Desisti, no entanto, de levar esta farsa até o fim. Teria dado muito trabalho manipular as pessoas em cada vez — e eu não sou nada bom nisso. Além do mais, por que eu também teria que “chutá-los caídos”? Se eu tenho impaciência com os garotos e com suas obsessões, como tratá-los com tanto desrespeito? Senti-me ridículo fazendo isso e resolvi parar com essa trollagem gratuita.

“Mas essa piada não tem mais graça.”

Então, amigos, despeço-me de todos vocês aí do Orkut. Meu perfil será apagado quando terminar o horário de verão. Peço desculpas à Åsa Heuser, que me confiou a moderação da Sociedade da Terra Redonda, mas não tenho mais como continuar. O “orkuticida” que considere seus compromissos não consegue se “matar”. Somente consegue o Ato Extremo quem fecha os olhos, algo egoisticamente, e ignorando as pessoas que deixará na mão.

A piada não tem mais graça para mim, é só isso que eu quero que vocês entendam. Não me obriguem a continuar no palco só porque vocês gostaram do show.

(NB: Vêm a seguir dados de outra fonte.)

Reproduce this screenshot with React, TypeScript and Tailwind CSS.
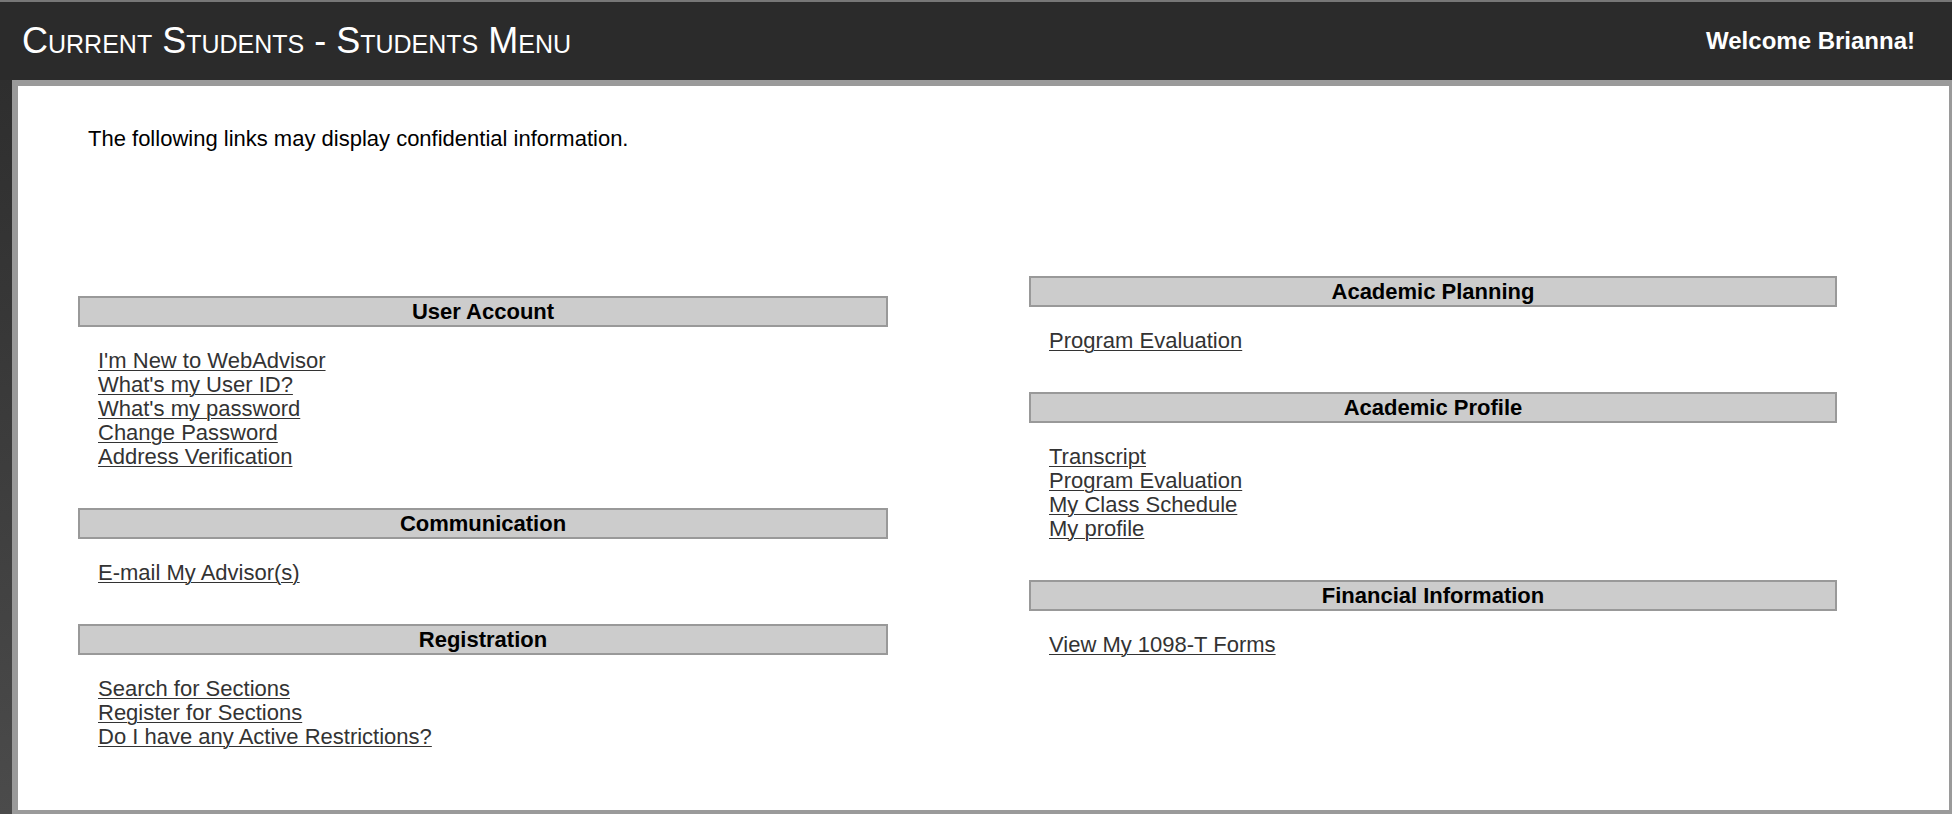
import React from "react";

interface Section {
  title: string;
  links: string[];
}

const leftSections: Section[] = [
  {
    title: "User Account",
    links: [
      "I'm New to WebAdvisor",
      "What's my User ID?",
      "What's my password",
      "Change Password",
      "Address Verification",
    ],
  },
  { title: "Communication", links: ["E-mail My Advisor(s)"] },
  {
    title: "Registration",
    links: [
      "Search for Sections",
      "Register for Sections",
      "Do I have any Active Restrictions?",
    ],
  },
];

const rightSections: Section[] = [
  { title: "Academic Planning", links: ["Program Evaluation"] },
  {
    title: "Academic Profile",
    links: ["Transcript", "Program Evaluation", "My Class Schedule", "My profile"],
  },
  { title: "Financial Information", links: ["View My 1098-T Forms"] },
];

const MenuSection = ({ section }: { section: Section }) => (
  <div className="mb-[39px]">
    <div className="flex h-[31px] items-center justify-center border-2 border-[#999999] bg-[#cccccc] text-[22px] font-bold text-black">
      {section.title}
    </div>
    <ul className="pl-[20px] pt-[22px]">
      {section.links.map((link) => (
        <li key={link} className="text-[22px] leading-[24px]">
          <a
            href="#"
            className="text-[#333333] underline decoration-[#333333] decoration-1 underline-offset-2"
          >
            {link}
          </a>
        </li>
      ))}
    </ul>
  </div>
);

export default function App() {
  return (
    <div className="h-[814px] w-[1952px] overflow-hidden bg-gradient-to-b from-[#2b2b2b] to-[#4b4b4b] font-['Liberation_Sans',Arial,sans-serif]">
      {/* Title bar */}
      <header className="flex h-[80px] items-center justify-between border-t-2 border-[#777777] bg-[#2b2b2b] pl-[22px] pr-[37px] text-white">
        <h1 className="text-[36px] leading-none [font-variant:small-caps]">
          Current Students - Students Menu
        </h1>
        <span className="text-[24px] font-bold">Welcome Brianna!</span>
      </header>

      {/* Content panel */}
      <main className="ml-[12px] h-[736px] w-[1943px] border-[6px] border-[#9a9a9a] bg-white">
        <p className="pl-[70px] pt-[41px] text-[22px] leading-[24px] text-black">
          The following links may display confidential information.
        </p>

        <div className="flex items-start gap-[141px] pl-[60px] pt-[125px]">
          <div className="mt-[20px] w-[810px]">
            {leftSections.map((s) => (
              <MenuSection key={s.title} section={s} />
            ))}
          </div>
          <div className="w-[808px]">
            {rightSections.map((s) => (
              <MenuSection key={s.title} section={s} />
            ))}
          </div>
        </div>
      </main>
    </div>
  );
}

Ficarão assuntos pendentes, obviamente. Perderei contato com algumas pessoas, pelo menos com aquelas que não estão ainda no meu MSN e nem no Facebook. Mas o buraco deixado pelo tempo que eu gastava no Orkut será fechado com muito trabalho literário novo: tenho CINCO romances para terminar, minha gente, e estou chegando ao meio-dia da vida. Tenho muito que viver e que escrever.

Lasciate ogni speranza voi ch’entrate.